I never was fond of cotton picking, but I never complained. I was guilty of feeling sorry for myself at times. I do recall some fun times in the cotton patch; the black pickers sang and told funny Cajun stories. Mostly what’s important was Mom and I doing something together. The morning walk to the field, just she and I, are memories that live on through the ages. Sometimes when we helped gather the cotton at other farms three or four miles away, they would pick us up, along with a dozen or so others, in a mule-drawn flat wagon. We often arrived back home at dark.
Cotton farms are no more in Vermillion Parish. Sugar cane fields have replaced cotton. Working the cane fields in October was my favorite farm job. Picking cotton was hard and dirty work, but I’d do it all over again just to share those times with Mom one more time.

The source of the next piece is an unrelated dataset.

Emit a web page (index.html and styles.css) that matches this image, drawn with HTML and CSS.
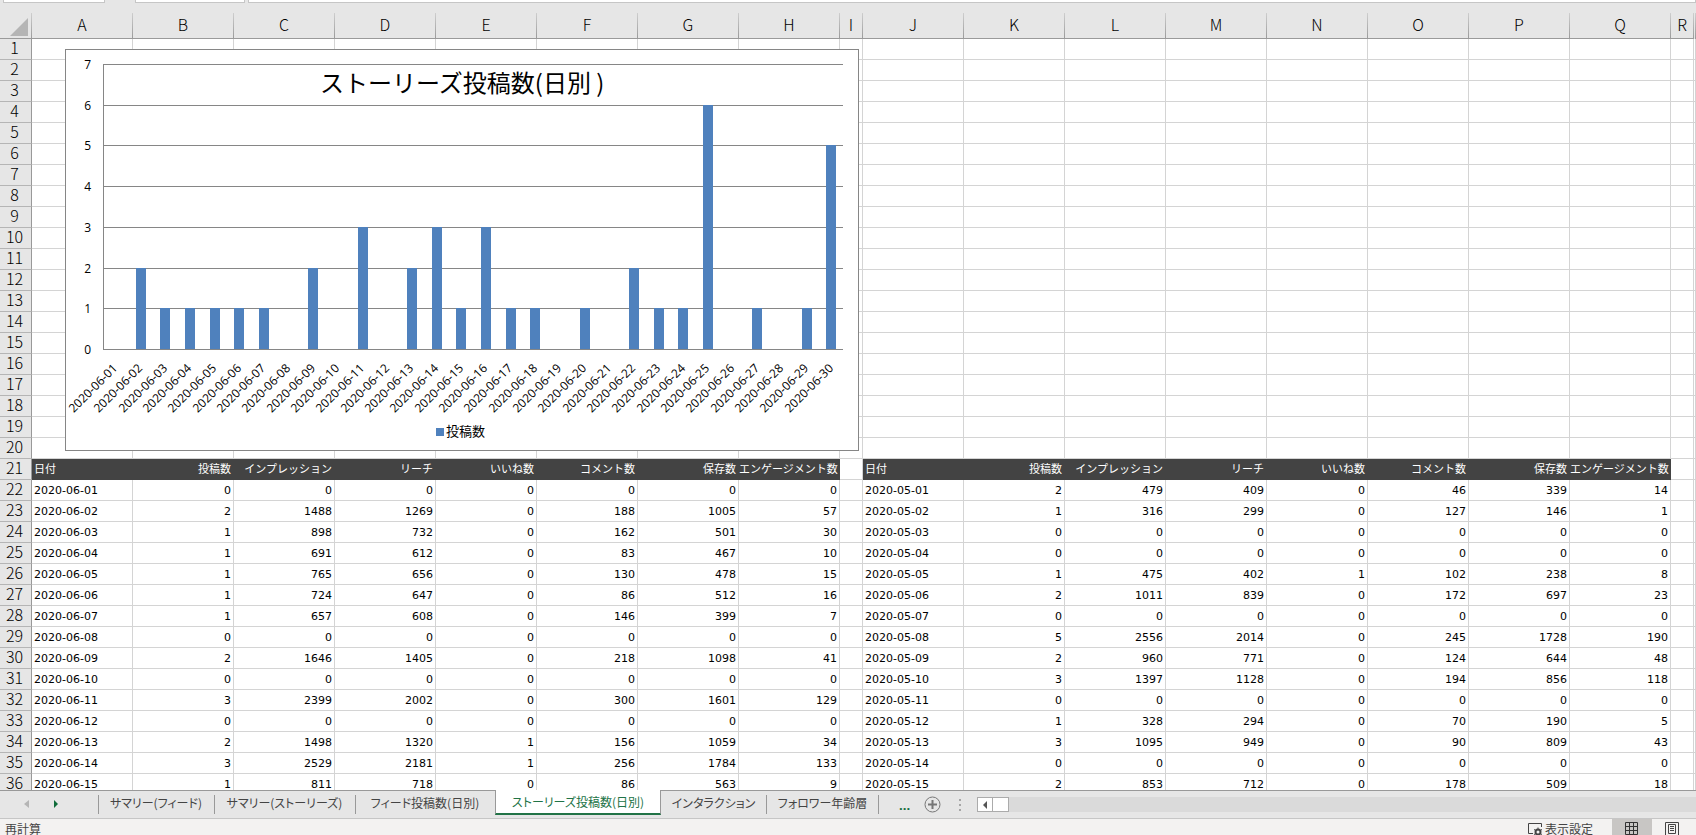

Unfortunately, Mom, who suffered from Alzheimer’s Disease, passed away Sept. 1, 2004. What I find remarkable, like many Alzheimer’s patient, she had forgotten almost everything, even how to swallow, however the last time I saw her before her death I told her I loved her and remembered all of the times we’d had together. I then asked her when my birthday was. After a while she got it right. That has always amazed everyone.
A million incidents have occurred to me down life’s highway since those long ago days. I’m not sure of the value I may have gained from living a life of poverty and hard work. I just know it was essential at the time, and you do in life what you have to do. I decided back then that I wanted to be the guy who drove the team of mules and wagon to the gin, bailed it and collected the money from the crop someone else had picked.
Life wasn’t easy for a lot of people during those depression years, but for a single Mom, it was awfully difficult just to provide the bare necessities. Often she didn’t make it. The flickering light from the coal oil lamp allowed her to do other chores at night. From my corn shuck palette on the floor I dreamed about tomorrow and a better life.
I left the cotton fields as soon as I could get away. The family values and the importance of pulling together that I learned has followed me all of my days. Strange as it may sound, I feel blessed to have lived then. When August comes around each year my thoughts turn to a simpler time with no frills, when a little money, that didn’t come easy, meant so much.
Sometimes today I catch myself complaining about the heat and small difficulties of the day and repent by thanking the Lord for our many blessings that this easy life has led us to take for granted. I regret that we have become a shameless, lazy society that takes rather than gives. I marvel at how the world has changed. No one in my youth could have imagined it. I learned from those cotton days that even unpleasant things have a benefit. If the cotton was late, we got a lagniappe (bonus). We didn’t have to start school until the cotton was all picked.